I look up to my uncle as a mentor and a father figure, so
when he sat down to talk with me about my weight and how I should think about
exercising and getting fit, I knew I couldn’t disappoint him. He said he would
purchase the P90X program if I promised to complete the whole program (with him
by my side of course): I said yes. And let me tell you, it was the best
decision of my life! Once I decided to commit it was like some sort of exercise
guru took-over my body and forced me to get fit and lose weight. Of course it
wasn’t always easy and exciting. There were plenty of times when I tried to
make an excuse not to workout for that day; I hurt too much from the day before,
I had plans, I was tired, etc. There were even days where I told myself “you
are not cut out for this. You will never look like you want, so just give up
now” but I then would envision myself 2 months from that point and see myself
healthier and more fit than I could have ever imagined: that picture was what
pushed me through the tough times.
When I started P90X, I weighed 195lbs. I couldn’t run more
than .25 miles without stopping and I could barely complete the daily exercises
(but I pushed as hard as I could). I was disgusted with myself, and I wanted to
give up. But P90X changed all of that! After I completed the program, I weighed
140lbs and was in the best shape of my life. I ran 2-3 miles every day and blew
through the daily exercises with ease. I was finally proud of my body. And it
was great timing because I was about to start college the following year, so it
was a great feeling knowing I was going into college with the most
self-confidence I have had in all of my life.

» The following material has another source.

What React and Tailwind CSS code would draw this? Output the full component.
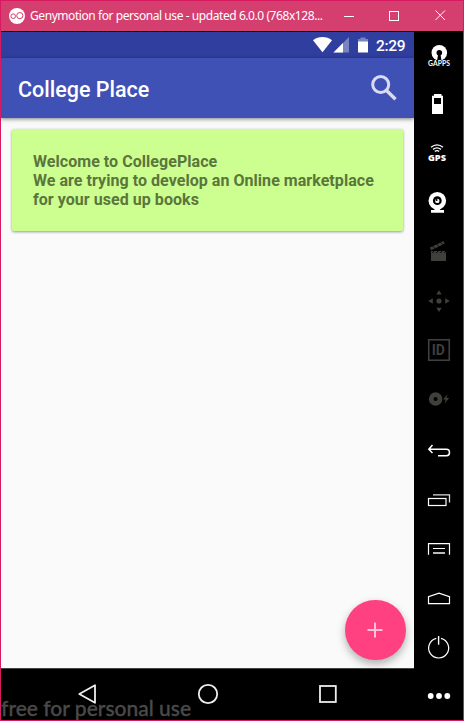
import React from "react";

function Cell({ children, className = "" }) {
  return (
    <svg viewBox="0 0 49 49" className={`block h-[49px] w-[49px] shrink-0 ${className}`} fill="none">
      {children}
    </svg>
  );
}

function TitleBar() {
  return (
    <header className="flex h-[30px] shrink-0 items-center bg-[#d43f6f] pl-2 text-white">
      <svg viewBox="0 0 16 16" className="h-4 w-4 shrink-0" fill="none">
        <circle cx="8" cy="8" r="8" fill="#fff" />
        <circle cx="4.2" cy="8.2" r="2.3" stroke="#d43f6f" strokeWidth="1" />
        <circle cx="10.8" cy="7.6" r="3.1" stroke="#d43f6f" strokeWidth="1" />
      </svg>
      <span className="ml-[5px] w-[299px] whitespace-nowrap font-['Noto_Sans',sans-serif] text-[12px] leading-4 tracking-[-0.43px]">
        Genymotion for personal use - updated 6.0.0 (768x128...
      </span>
      <svg viewBox="0 0 134 30" className="h-[30px] w-[134px] shrink-0" stroke="#fff">
        <path d="M15 15.5h10" />
        <rect x="60.5" y="10.5" width="9" height="9" fill="none" />
        <path d="M106.5 9.5l9.5 9.5M116 9.5l-9.5 9.5" />
      </svg>
    </header>
  );
}

function StatusBar() {
  return (
    <div className="flex h-[27px] shrink-0 items-center justify-end border-t border-black bg-[#303f9f] pr-[9px]">
      <svg viewBox="0 0 56 16" className="h-4 w-14">
        <path d="M0 3.2C5.5-1 13.500-1 19 3.2L9.5 15.2z" fill="#fff" />
        <path d="M36 0v15.5H20.500z" fill="#7983bf" />
        <path d="M30 6v9.5h-9.500z" fill="#fff" />
        <path d="M47.5 0.5h5V2H55v3H45V2h2.500z" fill="#7983bf" />
        <path d="M45 4.5h10v11H45z" fill="#fff" />
      </svg>
      <span className="ml-[7px] mt-px w-[29px] whitespace-nowrap font-[Roboto,sans-serif] text-[15.5px] font-medium leading-5 tracking-[-0.3px] text-white">2:29</span>
    </div>
  );
}

function AppBar() {
  return (
    <div className="z-10 flex h-[60px] shrink-0 items-center justify-between bg-[#3f51b5] pl-[17px] pr-[17px] shadow-[0_1px_4px_rgba(0,0,0,0.5)]">
      <h1 className="pt-[3px] font-[Roboto,sans-serif] text-[21.5px] font-medium leading-7 text-white">College Place</h1>
      <svg viewBox="0 0 26 26" className="h-[26px] w-[26px]" fill="none" stroke="#d9dcf0">
        <circle cx="9.7" cy="9.5" r="8" strokeWidth="3" />
        <path d="M15.500 15.500l9 8.700" strokeWidth="3.4" />
      </svg>
    </div>
  );
}

function Sidebar() {
  return (
    <aside className="flex w-[49px] shrink-0 flex-col bg-black">
      <Cell>
        <circle cx="25.3" cy="21.8" r="7.8" fill="#fff" />
        <circle cx="25.3" cy="21.8" r="2.8" fill="#000" />
        <path d="M24.200 23L23 30h4.600L26.400 23z" fill="#000" />
        <path d="M14 29.200h22v6H14z" fill="#000" />
        <text x="14" y="35" textLength="22" fontSize="6.8" fill="#fff" className="font-[Lato,sans-serif] font-bold">GAPPS</text>
      </Cell>
      <Cell>
        <path fillRule="evenodd" d="M20 14h7.5v1.7H29V34H18V15.700h2zM20 18v6h7v-6z" fill="#fff" />
      </Cell>
      <Cell>
        <g stroke="#fff" strokeWidth="1.4">
          <path d="M17 18.300q6-4.800 12 0M19 20.400q4-3 8 0M20.800 22.400q2.200-1.500 4.400 0" />
        </g>
        <text x="14" y="31.500" textLength="18" lengthAdjust="spacingAndGlyphs" fontSize="8" fill="#fff" className="font-['Open_Sans',sans-serif] font-extrabold">GPS</text>
      </Cell>
      <Cell>
        <circle cx="23.3" cy="22.7" r="8.8" fill="#fff" />
        <circle cx="23.3" cy="22.7" r="4.4" fill="#000" />
        <circle cx="23.3" cy="22.9" r="2.2" fill="#fff" />
        <circle cx="22.6" cy="22" r="1" fill="#000" />
        <path d="M20.500 30h5.600v2H30v2.700H17V32h3.500z" fill="#fff" />
      </Cell>
      <Cell>
        <path d="M17 24H32V34H17z" fill="#3f3f3b" />
        <path d="M20 24l-1.500 2M24 24l-1.500 2M28 24l-1.500 2M32 24l-1.500 2" stroke="#000" strokeWidth="1" />
        <path d="M16 20.500L29.500 14 30.500 16.800 17 23.200z" fill="#3f3f3b" />
        <path d="M18.500 19l2.500 2.600M22.500 17l2.500 2.600M26.500 15.200l2.500 2.600" stroke="#000" strokeWidth="0.8" />
      </Cell>
      <Cell>
        <path d="M25 14.200l2.700 4.300h-5.400zM25 36l2.700-4.300h-5.400zM14.200 25l4.600-2.800v5.600zM35.800 25l-4.600-2.800v5.600z" fill="#3f3f3b" />
        <circle cx="25" cy="25" r="2.6" fill="#3f3f3b" />
      </Cell>
      <Cell>
        <rect x="14.750" y="14.750" width="20.500" height="20.500" stroke="#3f3f3b" strokeWidth="1.6" />
        <text x="17.700" y="29.900" fontSize="14" fill="#3f3f3b" className="font-[Roboto,sans-serif] font-bold">ID</text>
      </Cell>
      <Cell>
        <circle cx="21.6" cy="25" r="4.4" stroke="#3f3f3b" strokeWidth="4.7" />
        <path d="M33.500 20.300l-4.300 5.300h2.600l-1.400 4.200 4.800-5.700h-2.700z" fill="#3f3f3b" />
      </Cell>
      <Cell className="mt-[3px]">
        <path d="M18.500 19l-3.700 4.300 3.700 3.700M15 23.300h17.500q3 0 3 3.200t-3 3.200H24" stroke="#fff" strokeWidth="1.5" />
      </Cell>
      <Cell>
        <rect x="14.500" y="23.500" width="17.500" height="7" stroke="#fff" strokeWidth="1.2" />
        <path d="M19 19.800h16.500v7.700" stroke="#ddd" strokeWidth="1.3" />
      </Cell>
      <Cell>
        <path d="M14.500 30.700V19.700h21v11" stroke="#fff" strokeWidth="1.2" />
        <path d="M19 24.500h12" stroke="#fff" />
        <path d="M19 29h12" stroke="#bbb" strokeWidth="2" />
      </Cell>
      <Cell>
        <path d="M14.500 30.700V23.800L25 20.200l10.500 3.600v6.900z" stroke="#fff" strokeWidth="1.2" />
      </Cell>
      <Cell>
        <path d="M22.300 16.300A10 10 0 1 0 27 16.300" stroke="#fff" strokeWidth="1.2" />
        <path d="M24.600 14v8.700" stroke="#fff" strokeWidth="1.4" />
      </Cell>
      <Cell>
        <g fill="#fff">
          <circle cx="16.7" cy="25" r="2.9" />
          <circle cx="25" cy="25" r="2.9" />
          <circle cx="33.3" cy="25" r="2.9" />
        </g>
      </Cell>
    </aside>
  );
}

function NavBar() {
  return (
    <nav className="relative h-[52px] shrink-0 border-t border-[#444] bg-black">
      <span className="absolute left-0 top-[27px] whitespace-nowrap font-[Lato,sans-serif] text-[21px] font-medium leading-6 text-[#4a4a4a] [-webkit-text-stroke:0.3px_#4a4a4a]">
        free for personal use
      </span>
      <div className="relative flex h-[50px] items-center justify-between pl-[76px] pr-[76px]">
        <svg viewBox="0 0 20 22" className="h-[22px] w-5" fill="none" stroke="#eee" strokeWidth="1.8" strokeLinejoin="round">
          <path d="M18 2.200v17.600L2.300 11z" />
        </svg>
        <svg viewBox="0 0 22 22" className="h-[22px] w-[22px]" fill="none" stroke="#eee" strokeWidth="1.8">
          <circle cx="11" cy="11" r="9.2" />
        </svg>
        <svg viewBox="0 0 20 22" className="h-[22px] w-5" fill="none" stroke="#eee" strokeWidth="1.8">
          <rect x="2" y="3" width="15.800" height="16" />
        </svg>
      </div>
    </nav>
  );
}

export default function App() {
  return (
    <div className="flex h-[721px] w-[464px] flex-col overflow-hidden border border-[#d81b60] bg-black">
      <TitleBar />
      <div className="flex min-h-0 flex-1">
        <div className="flex w-[413px] shrink-0 flex-col">
          <StatusBar />
          <AppBar />
          <main className="relative flex-1 bg-[#fafafa] px-[11px] pt-[11px]">
            <section className="h-[102px] rounded-[2px] bg-[#ccff90] px-[21px] pt-[23px] font-[Roboto,sans-serif] text-[16px] font-bold leading-[19px] tracking-[0.045px] text-[#5b753c] shadow-[0_1px_3px_rgba(0,0,0,0.4)]">
              <p>Welcome to CollegePlace</p>
              <p className="whitespace-nowrap">We are trying to develop an Online marketplace</p>
              <p>for your used up books</p>
            </section>
            <button className="absolute bottom-2 right-[8.5px] flex h-[60.500px] w-[60.500px] items-center justify-center rounded-full bg-[#ff4081] shadow-[0_4px_8px_rgba(0,0,0,0.3)]">
              <svg viewBox="0 0 16 16" className="h-4 w-4" stroke="#ffc3d7" strokeWidth="2">
                <path d="M8 0.500v15M0.500 8h15" />
              </svg>
            </button>
          </main>
          <NavBar />
        </div>
        <Sidebar />
      </div>
    </div>
  );
}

When I started college, I felt great. For the first 2 months
I stayed on my daily routine of exercise. But the further I progressed in
college, the less I would workout. A huge part of college is being independent
and getting involved, so I got 2 jobs and became involved within numerous
organizations. I had gotten to the point where I was attending class for half
of the day, work for 5 hours, and then organizations meetings for a few more
hours: there was no time to workout. I slumped into my old habits; I let myself
down by gaining all of my weight back and slowly getting out of shape. Today, 2
years later, I weigh 185lbs. I hate myself again. I think to myself everyday
“how could you let yourself get this way again? After all of your hard work
getting to a point where you were happy” and I just blamed it on time.
Finally, I decided that enough was enough. I told myself I
would never get back to this point, unfortunately I failed. But because I felt
the taste of success 2 years ago, I am driven more than ever to get back there.

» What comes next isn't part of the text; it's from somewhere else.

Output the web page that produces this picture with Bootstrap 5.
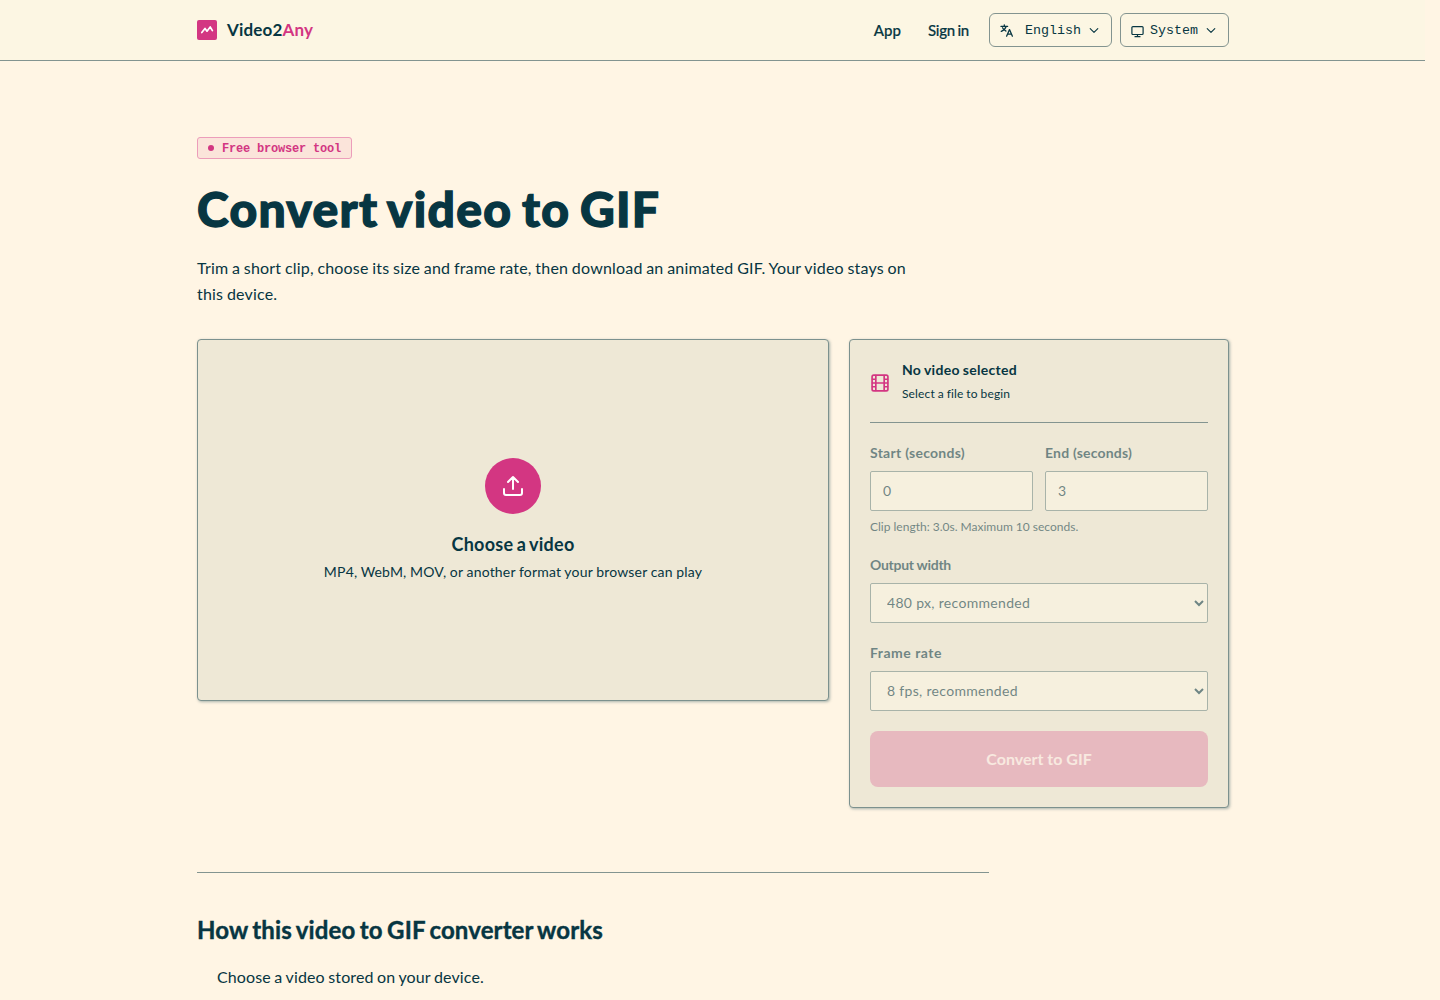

And stay there! I have made a promise to myself, and the people I coach, that I
will never let myself nor themselves get to the point of self-hatred. Although
a mistake was made (you fell back into your old habits), that doesn’t/shouldn’t
stop you from getting back. I have learned from my mistake, I took my success
for granted, and I know now that I will NEVER come back to this.
Shaun T opened my eyes to Focus T25. For a guy like me,
nothing is more fitting in my life than an hour’s worth of workout in 25 minutes.
I have not finished the program yet (I am actually only 2 days into it), but I
already feel better. I feel like I did 2 years ago. I don’t know if is just the
program, or if the Shakeology has something to do with it, but I feel great!
Within the 2 days that I have been using Shakeology and Focus T25, I have lost
2lbs. And I have made a huge change this time around with my transformation.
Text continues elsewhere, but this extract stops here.